Requirements. Check each line of the listing, and copy it if it contains the word "React".

"""

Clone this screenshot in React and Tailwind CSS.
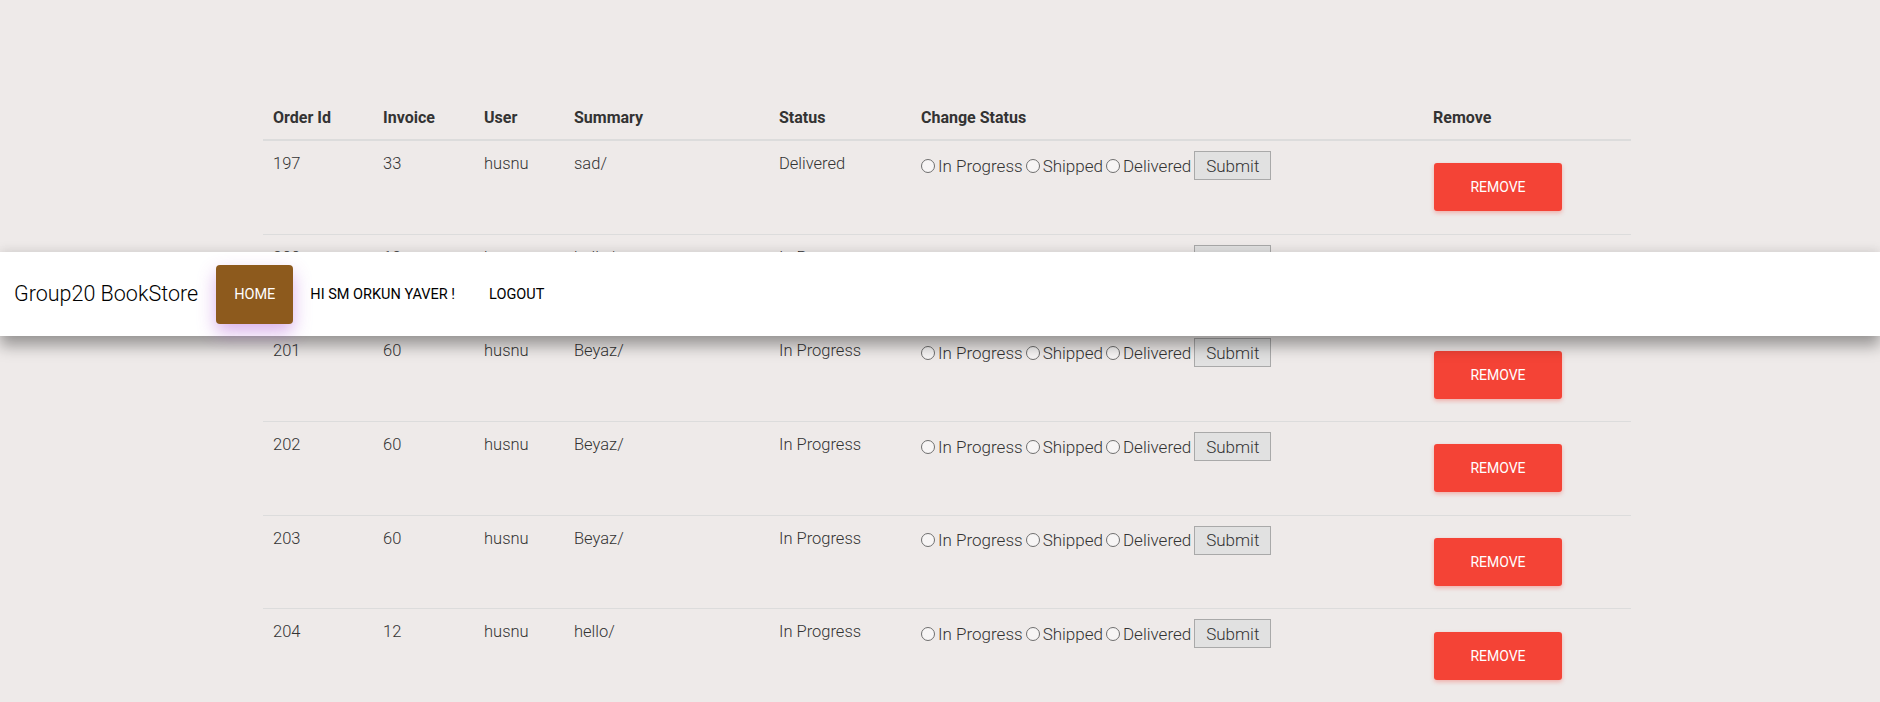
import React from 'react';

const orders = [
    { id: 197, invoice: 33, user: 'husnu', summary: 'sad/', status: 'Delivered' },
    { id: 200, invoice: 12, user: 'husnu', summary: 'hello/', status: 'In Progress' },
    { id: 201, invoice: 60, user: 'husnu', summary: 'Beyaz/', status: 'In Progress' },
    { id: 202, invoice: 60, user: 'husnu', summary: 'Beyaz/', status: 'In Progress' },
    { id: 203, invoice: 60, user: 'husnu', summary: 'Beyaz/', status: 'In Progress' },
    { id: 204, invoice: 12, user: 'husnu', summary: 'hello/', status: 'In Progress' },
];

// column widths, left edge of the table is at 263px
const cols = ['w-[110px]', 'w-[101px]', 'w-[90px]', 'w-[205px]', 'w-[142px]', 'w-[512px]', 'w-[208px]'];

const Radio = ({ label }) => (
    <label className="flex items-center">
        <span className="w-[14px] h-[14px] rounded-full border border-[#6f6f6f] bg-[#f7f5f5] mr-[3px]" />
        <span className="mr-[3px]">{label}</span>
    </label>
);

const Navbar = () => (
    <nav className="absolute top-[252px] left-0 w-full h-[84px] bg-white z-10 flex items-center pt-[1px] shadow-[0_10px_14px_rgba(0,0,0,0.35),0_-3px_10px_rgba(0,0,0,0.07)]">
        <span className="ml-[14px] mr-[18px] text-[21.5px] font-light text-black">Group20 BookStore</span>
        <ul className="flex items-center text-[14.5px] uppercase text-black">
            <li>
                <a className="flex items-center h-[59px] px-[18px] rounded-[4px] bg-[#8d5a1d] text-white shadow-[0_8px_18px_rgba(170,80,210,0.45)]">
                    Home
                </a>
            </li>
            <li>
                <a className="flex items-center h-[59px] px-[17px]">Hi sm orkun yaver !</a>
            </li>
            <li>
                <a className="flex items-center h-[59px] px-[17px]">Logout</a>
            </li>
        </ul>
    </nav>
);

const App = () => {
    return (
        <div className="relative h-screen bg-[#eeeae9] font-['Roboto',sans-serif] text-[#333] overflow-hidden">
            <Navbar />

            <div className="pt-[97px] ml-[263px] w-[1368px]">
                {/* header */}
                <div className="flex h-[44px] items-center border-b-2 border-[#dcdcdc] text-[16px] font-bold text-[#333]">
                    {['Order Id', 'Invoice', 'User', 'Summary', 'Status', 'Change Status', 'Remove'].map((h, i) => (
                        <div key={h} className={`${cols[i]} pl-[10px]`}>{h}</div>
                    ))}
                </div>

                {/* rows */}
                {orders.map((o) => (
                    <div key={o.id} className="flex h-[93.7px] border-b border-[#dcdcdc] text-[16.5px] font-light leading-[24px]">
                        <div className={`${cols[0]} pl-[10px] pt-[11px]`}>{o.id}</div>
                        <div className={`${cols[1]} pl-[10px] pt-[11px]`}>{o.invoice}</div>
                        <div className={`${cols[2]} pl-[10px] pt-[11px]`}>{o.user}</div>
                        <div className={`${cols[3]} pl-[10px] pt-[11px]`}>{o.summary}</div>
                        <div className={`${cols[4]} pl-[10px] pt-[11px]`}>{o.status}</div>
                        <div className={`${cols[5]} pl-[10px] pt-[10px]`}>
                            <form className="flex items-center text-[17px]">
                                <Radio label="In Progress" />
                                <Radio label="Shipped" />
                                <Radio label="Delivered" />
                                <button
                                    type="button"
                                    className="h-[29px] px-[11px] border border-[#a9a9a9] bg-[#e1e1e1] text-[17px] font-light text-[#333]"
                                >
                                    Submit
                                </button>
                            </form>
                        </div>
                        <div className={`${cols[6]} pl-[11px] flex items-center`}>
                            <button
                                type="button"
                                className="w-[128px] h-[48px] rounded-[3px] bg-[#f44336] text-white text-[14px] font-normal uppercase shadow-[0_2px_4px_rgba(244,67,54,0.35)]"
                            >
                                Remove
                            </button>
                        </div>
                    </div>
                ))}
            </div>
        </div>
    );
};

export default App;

"""

Written answer.
Clone this screenshot in React and Tailwind CSS.
import React from 'react';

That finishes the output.